By July 6, 2022July 27th, 2022Insurance
Person holding empty wallet because they could not afford their insurance deductible.

​​Understanding what a deductible is in insurance is perhaps one of the most critical aspects of understanding the out-of-pocket finances associated when you make a claim. Maybe you got in a car accident or experienced damage to your house, and you file a claim. Now what? 

When you create a claim, you are notifying your insurance agency that you believe your policy may warrant some degree of compensation, such as covering some of the costs of your damaged insured item. An insurance adjuster will determine what the insurance agency owes you for your losses.

Deductibles & Premiums 

 A deductible, in its simplest definition, is how much you will pay out-of-pocket when you file a claim. For each insurance policy, deductible amounts vary greatly. Higher deductibles allow you to receive a lower premium. A premium is an amount you pay monthly for your insurance policy. With a lower deductible, you can expect a higher monthly premium and fewer out-of-pocket expenses. 

Most insurance policies have deductibles and expect you to pay for your deductible first before they pay the rest of what you may owe. 

Example: If you file a claim that is 25,000 dollars worth of damage and have a 2,000 dollar deductible, you need to pay the 2,000 before the insurance company pays the other 23,000. 

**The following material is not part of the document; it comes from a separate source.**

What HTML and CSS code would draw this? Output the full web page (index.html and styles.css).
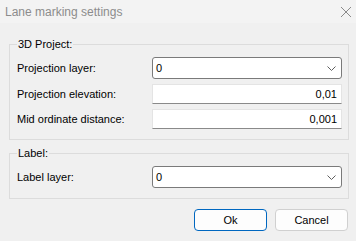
FILE: index.html
```html
<!DOCTYPE html>
<html lang="en">
<head>
    <meta charset="UTF-8">
    <title>Lane marking settings</title>
    <link rel="stylesheet" href="styles.css">
</head>
<body>
    <div class="titlebar">
        <span class="title">Lane marking settings</span>
        <svg class="close" width="12" height="12" viewBox="0 0 12 12">
            <path d="M1 1 L11 11 M11 1 L1 11" stroke="#8a8a8a" stroke-width="1" fill="none"/>
        </svg>
    </div>

    <div class="content">
        <!-- 3D project group -->
        <fieldset class="group">
            <legend>3D Project:</legend>
            <div class="row">
                <label>Projection layer:</label>
                <div class="combo">
                    <span>0</span>
                    <svg width="9" height="5" viewBox="0 0 9 5"><path d="M0.5 0.5 L4.5 4.5 L8.5 0.5" stroke="#606060" fill="none"/></svg>
                </div>
            </div>
            <div class="row">
                <label>Projection elevation:</label>
                <div class="field">0,01</div>
            </div>
            <div class="row">
                <label>Mid ordinate distance:</label>
                <div class="field">0,001</div>
            </div>
        </fieldset>

        <!-- Label group -->
        <fieldset class="group">
            <legend>Label:</legend>
            <div class="row">
                <label>Label layer:</label>
                <div class="combo">
                    <span>0</span>
                    <svg width="9" height="5" viewBox="0 0 9 5"><path d="M0.5 0.5 L4.5 4.5 L8.5 0.5" stroke="#606060" fill="none"/></svg>
                </div>
            </div>
        </fieldset>

        <div class="buttons">
            <button class="btn btn-default">Ok</button>
            <button class="btn">Cancel</button>
        </div>
    </div>
</body>
</html>
```

FILE: styles.css
```css
body {
    margin: 0;
    background-color: #f0f0f0;
    color: #000;
    font-family: "Liberation Sans", Arial, sans-serif;
    font-size: 11px;
    width: 356px;
    height: 241px;
    overflow: hidden;
}
.titlebar {
    height: 23px;
    background: #f3f3f3;
    display: flex;
    align-items: center;
    justify-content: space-between;
    padding: 0 4px 0 5px;
}
.title {
    color: #8c8c8c;
    font-size: 12px;
}
.content {
    padding: 14px 7px 0 9px;
}
.group {
    margin: 0 0 6px 0;
    padding: 5px 6px 10px 7px;
    border: 1px solid #dcdcdc;
    min-width: 0;
}
.group legend {
    padding: 0 1px;
    line-height: 15px;
}
.row {
    display: flex;
    align-items: center;
    height: 20px;
    margin-top: 5px;
}
.row:first-of-type {
    margin-top: 0;
    height: 22px;
}
.row label {
    width: 135px;
    flex-shrink: 0;
}
.combo {
    flex: 1;
    height: 22px;
    box-sizing: border-box;
    background: #fff;
    border: 1px solid #7a7a7a;
    border-radius: 3px;
    display: flex;
    align-items: center;
    justify-content: space-between;
    padding: 0 5px 0 3px;
}
.field {
    flex: 1;
    height: 20px;
    box-sizing: border-box;
    background: #fff;
    border: 1px solid #e4e4e4;
    border-bottom-color: #8a8a8a;
    display: flex;
    align-items: center;
    justify-content: flex-end;
    padding-right: 4px;
}
.buttons {
    display: flex;
    justify-content: flex-end;
    gap: 8px;
    margin-top: 10px;
    padding-right: 1px;
}
.btn {
    width: 73px;
    height: 22px;
    font-family: inherit;
    font-size: 11px;
    background: #fdfdfd;
    border: 1px solid #d0d0d0;
    border-radius: 4px;
    padding: 0;
}
.btn-default {
    border-color: #0067c0;
}
```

What is a Deductible? - Money Out Of Pocket

So, which is better? A lower or higher deductible?

Well, whether you choose to have higher or lower deductibles is based on your personal preference for financial risk. 

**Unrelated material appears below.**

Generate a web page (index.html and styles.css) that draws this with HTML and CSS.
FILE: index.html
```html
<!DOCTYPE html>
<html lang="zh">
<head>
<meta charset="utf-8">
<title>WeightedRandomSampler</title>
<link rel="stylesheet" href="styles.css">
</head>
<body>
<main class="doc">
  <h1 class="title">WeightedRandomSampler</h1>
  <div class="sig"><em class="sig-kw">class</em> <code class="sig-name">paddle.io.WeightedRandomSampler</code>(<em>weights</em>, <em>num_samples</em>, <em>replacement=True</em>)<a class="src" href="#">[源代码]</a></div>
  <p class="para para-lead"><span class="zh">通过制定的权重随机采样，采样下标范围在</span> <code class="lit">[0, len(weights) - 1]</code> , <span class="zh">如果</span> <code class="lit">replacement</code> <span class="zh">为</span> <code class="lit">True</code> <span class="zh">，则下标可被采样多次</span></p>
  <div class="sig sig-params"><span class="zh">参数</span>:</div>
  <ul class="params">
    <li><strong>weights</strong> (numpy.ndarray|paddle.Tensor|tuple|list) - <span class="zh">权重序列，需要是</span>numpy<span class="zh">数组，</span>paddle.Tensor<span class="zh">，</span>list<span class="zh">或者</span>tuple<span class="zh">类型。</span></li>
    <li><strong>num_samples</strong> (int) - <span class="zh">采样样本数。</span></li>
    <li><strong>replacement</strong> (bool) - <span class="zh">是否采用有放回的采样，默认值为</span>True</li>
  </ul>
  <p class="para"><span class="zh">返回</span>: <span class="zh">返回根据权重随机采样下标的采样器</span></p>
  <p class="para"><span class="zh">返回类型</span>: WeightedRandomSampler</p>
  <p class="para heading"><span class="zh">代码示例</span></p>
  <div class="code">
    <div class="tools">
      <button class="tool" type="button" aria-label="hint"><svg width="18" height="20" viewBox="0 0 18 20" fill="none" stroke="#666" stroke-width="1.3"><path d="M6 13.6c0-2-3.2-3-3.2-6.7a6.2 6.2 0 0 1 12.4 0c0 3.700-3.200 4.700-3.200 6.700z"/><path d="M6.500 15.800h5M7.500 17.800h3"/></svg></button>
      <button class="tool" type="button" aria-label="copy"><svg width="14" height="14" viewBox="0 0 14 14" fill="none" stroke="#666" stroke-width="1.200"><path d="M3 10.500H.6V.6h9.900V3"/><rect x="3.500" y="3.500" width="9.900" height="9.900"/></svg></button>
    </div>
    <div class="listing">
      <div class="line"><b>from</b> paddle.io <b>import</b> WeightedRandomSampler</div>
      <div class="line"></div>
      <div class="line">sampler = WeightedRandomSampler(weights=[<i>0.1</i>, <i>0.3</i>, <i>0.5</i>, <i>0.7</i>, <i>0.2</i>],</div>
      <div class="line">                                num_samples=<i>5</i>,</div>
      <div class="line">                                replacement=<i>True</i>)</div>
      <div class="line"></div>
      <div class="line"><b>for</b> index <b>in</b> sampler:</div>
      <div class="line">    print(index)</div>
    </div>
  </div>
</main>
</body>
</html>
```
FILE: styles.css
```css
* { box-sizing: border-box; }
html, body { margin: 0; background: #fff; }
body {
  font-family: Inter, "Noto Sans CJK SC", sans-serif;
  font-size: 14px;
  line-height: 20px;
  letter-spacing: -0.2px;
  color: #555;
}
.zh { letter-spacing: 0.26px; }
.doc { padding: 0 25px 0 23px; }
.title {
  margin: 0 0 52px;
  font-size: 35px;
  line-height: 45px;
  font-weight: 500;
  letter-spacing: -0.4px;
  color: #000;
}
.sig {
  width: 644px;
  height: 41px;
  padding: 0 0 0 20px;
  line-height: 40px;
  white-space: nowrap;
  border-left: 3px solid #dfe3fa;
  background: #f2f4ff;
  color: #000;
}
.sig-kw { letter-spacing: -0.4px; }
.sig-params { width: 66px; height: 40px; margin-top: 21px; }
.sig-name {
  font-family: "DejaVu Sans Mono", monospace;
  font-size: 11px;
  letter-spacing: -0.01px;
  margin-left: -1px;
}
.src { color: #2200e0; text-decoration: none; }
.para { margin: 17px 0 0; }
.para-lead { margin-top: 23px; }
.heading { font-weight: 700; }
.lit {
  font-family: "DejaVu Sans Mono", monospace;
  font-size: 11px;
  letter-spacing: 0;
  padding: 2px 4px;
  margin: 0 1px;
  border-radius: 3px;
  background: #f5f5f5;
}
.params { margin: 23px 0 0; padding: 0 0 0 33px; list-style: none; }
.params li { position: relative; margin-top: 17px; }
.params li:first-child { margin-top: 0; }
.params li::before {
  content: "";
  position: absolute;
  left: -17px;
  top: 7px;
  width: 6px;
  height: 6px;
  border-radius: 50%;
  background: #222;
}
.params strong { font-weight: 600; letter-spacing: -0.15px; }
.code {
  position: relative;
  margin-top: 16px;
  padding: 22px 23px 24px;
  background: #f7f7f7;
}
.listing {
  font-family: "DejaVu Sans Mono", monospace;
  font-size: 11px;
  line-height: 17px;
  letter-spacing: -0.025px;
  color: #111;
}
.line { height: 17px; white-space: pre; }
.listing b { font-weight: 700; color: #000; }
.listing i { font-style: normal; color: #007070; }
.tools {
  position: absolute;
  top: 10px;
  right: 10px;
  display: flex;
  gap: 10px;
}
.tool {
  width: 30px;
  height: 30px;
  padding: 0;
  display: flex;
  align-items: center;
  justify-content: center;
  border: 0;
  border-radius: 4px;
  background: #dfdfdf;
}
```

As we have touched upon, having a higher deductible means you will pay less for your premium. Higher deductibles are a good choice when you have a history of filing very few claims and if you want to save money on your premium.

 Ensuring you have the funds to pay a high deductible is pertinent when choosing a deductible. At any given point, an accident may transpire, and if you lack the funds to pay your high deductible, there are serious implications. The inability to afford your deductible means you will increase the likelihood that repairs will not begin right away. 

Example: Your car is totaled, you make a claim, but you can not afford the deductible. Your auto insurance policy explicitly states you are entitled to a car rental for X amount of days. Eventually, the allotted days for a car rental pass, yet you still have not paid your deductible. You are left with neither a rental car nor a vehicle because of your inability to afford the deductible.

Lower deductibles will be a less out-of-pocket cost for you but will make your premiums higher. If you find yourself filing numerous claims in short periods, it may be wise to choose a lower deductible. Lower deductibles will give you maximum protection from major expenses tarnishing your wallet if you do not have the funds present. Although you will pay higher monthly premiums, at least you will be better prepared to handle out-of-pocket costs. 

What is a Deductible? - Counting Cash

 Key Takeaways 

Choosing the highest deductible and the lowest premium may help you cut corners, but you could be exposing yourself to too high of financial risk. Choosing a lower deductible and a higher premium can ensure you are safe if major damage transpires, but if it is unlikely to occur, you could be paying too much. Weighing out your or your business’s personal needs will help you decide on which option is most appropriate. Making the choice all comes down to how willing you are to take a financial risk. Weigh your options and be honest with yourself when deciding the best fit.